The Ottoman scholar Taqi al-Din (1526-1585) directed an observatory in Istanbul that was planned in the mid-1570s, operating by 1577 and demolished by order of Sultan Murad III in 1580. Its brief life makes it easy to use as a symbol: either proof of an unbroken scientific triumph or proof that religion destroyed science. Neither slogan explains the evidence. The observatory joined mathematical astronomy, instrument design, mechanical timekeeping, calendar work and court astrology inside a competitive imperial setting.

Quick facts

  • Taqi al-Din was born in Damascus in 1526 and worked in Egypt and Istanbul as a scholar, judge, teacher, astronomer and mechanic.
  • He became the Ottoman chief astronomer or chief astrologer, an office responsible for calendars, auspicious timing and court advice as well as astronomy.
  • Sources use 1575 for proposal or authorization and 1577 for an operating or completed observatory; the dates describe different stages.
  • The program used armillary spheres, quadrants, rulers and large sighting instruments, plus mechanical time measurement described by Taqi al-Din.
  • Murad III ordered demolition in 1580 after court, political and astrological disputes converged around the institution.

Who was Taqi al-Din?

Taqi al-Din Muhammad ibn Ma'ruf trained in the scholarly worlds of Damascus and Cairo before entering Ottoman service. His surviving works span astronomical tables, observational instruments, mechanical clocks, mathematics, optics and machines. He also held religious-legal and educational posts. This combination was not contradictory in his setting. Mathematical astronomy supplied calendars and planetary positions; court astrology interpreted selected configurations; timekeeping served prayer, administration and observation; mechanical study moved between practical devices and learned writing.

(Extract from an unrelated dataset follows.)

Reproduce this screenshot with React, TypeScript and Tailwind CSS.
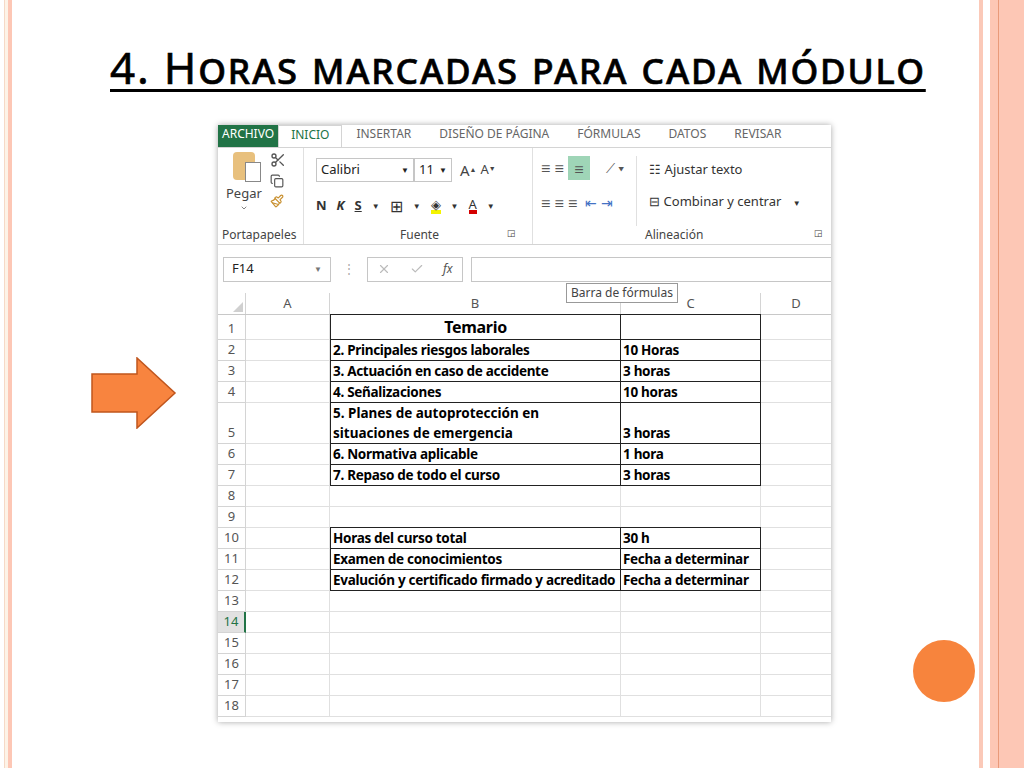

Was the observatory founded in 1575 or 1577?

Both dates can be useful when labeled. Around 1575 Taqi al-Din presented the need for fresh observations and received court support for an observatory. Construction, instrument preparation and recruitment followed. Cambridge's institutional history dates the observatory to 1577, when it was active and visible in court culture. A source saying founded in 1575 may mean authorization; one saying established in 1577 may mean completion or operation. Collapsing the process into an exact opening ceremony creates a conflict the records do not require.

Where was it, and what did it contain?

The complex stood on elevated ground in Istanbul, often associated with the Tophane or Galata area, and included a principal building plus a smaller observation space. Illustrated manuscripts depict Taqi al-Din and assistants using large instruments. The inventory included established devices known from earlier Islamic observatories as well as instruments he described or modified. Images are invaluable for names, arrangement and court presentation, but they are not measured architectural plans; exact modern coordinates and full building reconstructions remain less secure than the institutional record.

Instruments and the observational clock

Observers used armillary spheres, quadrants, parallactic rulers and other sighting devices to measure angles and positions. Taqi al-Din emphasized a mechanical clock divided finely enough to time astronomical events more consistently than broad hour intervals. Modern summaries sometimes call it the first astronomical clock or assign an exact seconds hand without defining the manuscript claim. The safer point is substantial: he integrated sophisticated clockwork into an observational program and wrote extensively about mechanical time measurement.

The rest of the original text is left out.